When my team and I teach developers how to build voice experiences, we often start by emphasizing the importance of design. We tell developers to first take the time to design their interactions before they start building and writing code. If you start with the code instead of design, you likely won’t build a rich and compelling experience that customers will want to engage with.
Now, this isn’t to say you design once, build once, and you’re done; voice design is an iterative process that takes time to refine and get right. You start by writing a script—how you imagine your customer interaction will go. Then you read the script out loud and see if, in fact, it sounds the way you imagined. And based on what you hear, you should make tweaks to your script to make sure it’s natural, conversational, and punchy enough to catch the ear.
Oren Jacob, co-founder and CEO of PullString, understands that design is what separates the great voice experiences from the rest. His company offers the voice technology platform Converse that enables creatives and developers to collaboratively design, prototype, and publish Alexa skills. I recently chatted with Oren and was delighted to learn that he shares my view on the importance of conversational design. Here are a few points from our chat that have stayed with me.
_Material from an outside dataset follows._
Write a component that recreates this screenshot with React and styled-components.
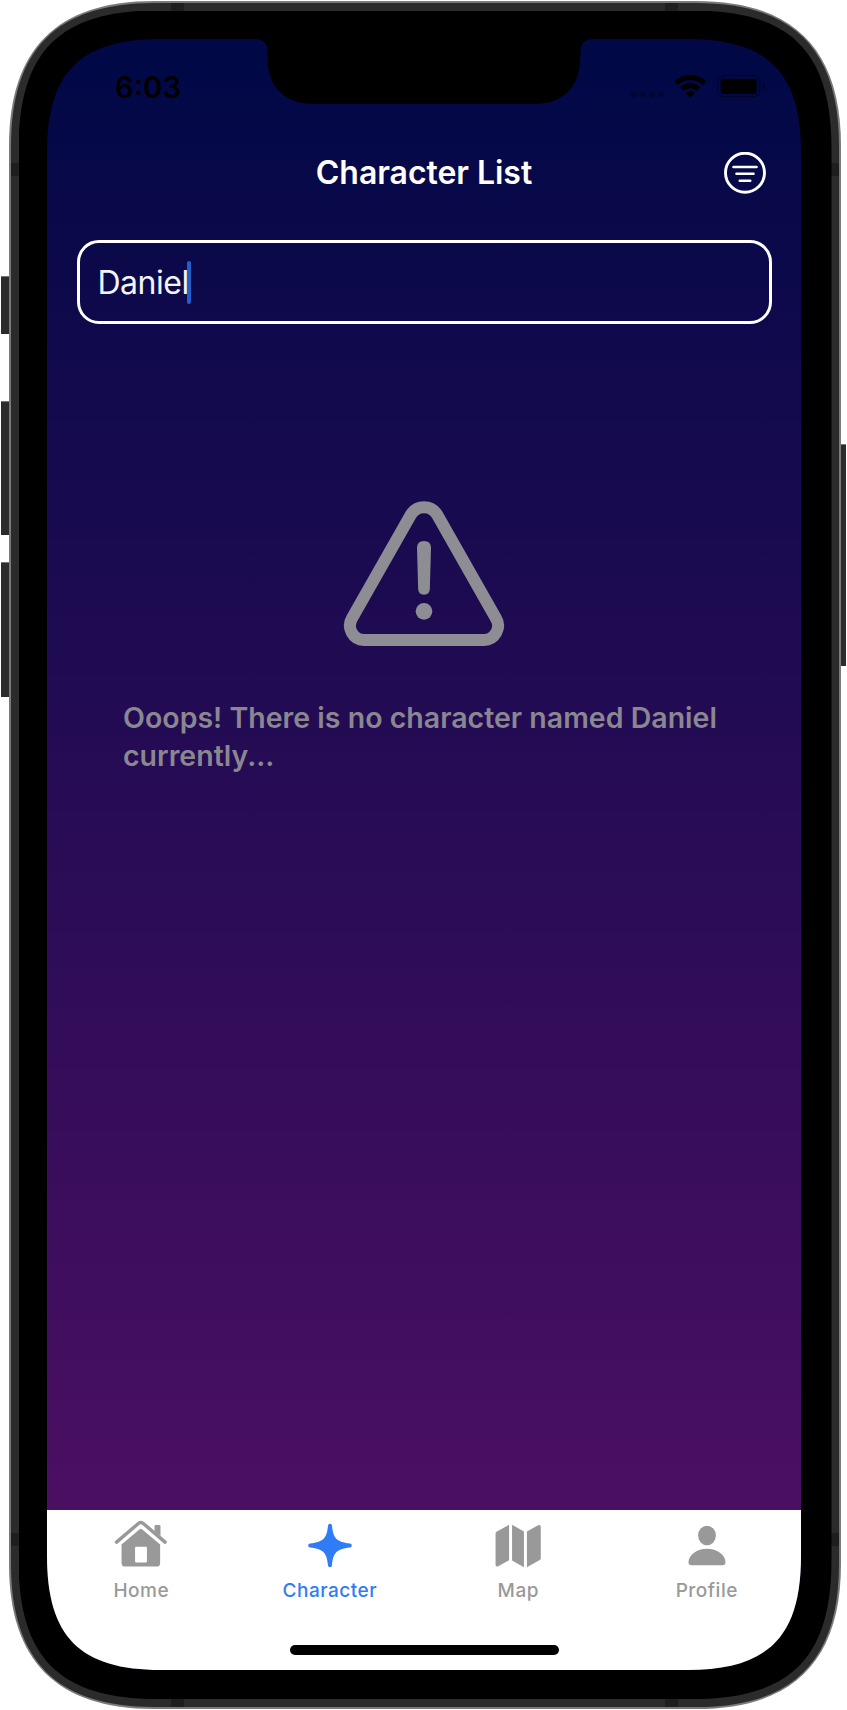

When you start designing for voice, you first have to adopt a different writing process. In web or mobile design, once you write your copy, you likely don’t need to test and iterate many times. In voice design, it’s important to test and iterate on voice design; it’s not sufficient to simply write the script and build the skill.
This is because we don’t speak the way we write, says Oren. Writing for the ear isn’t the same as writing for the eye. Anyone who has read and watched Harry Potter knows this, he says.
Listen to the interview clip »
I love Oren’s Harry Potter example because it clearly shows how designing for voice isn’t the same as designing for web or mobile. There are subtle but potent differences to consider. One is consistency. For screen experiences, you want to keep your UI consistent so that your customers can easily learn their way around and quickly get to what they need each time. Think about how you use your banking website, for example. You know exactly which menu items to click on each time to quickly get to your balance. If your bank frequently changed its menu layout, you’d find it frustrating to have to relearn the UI each time.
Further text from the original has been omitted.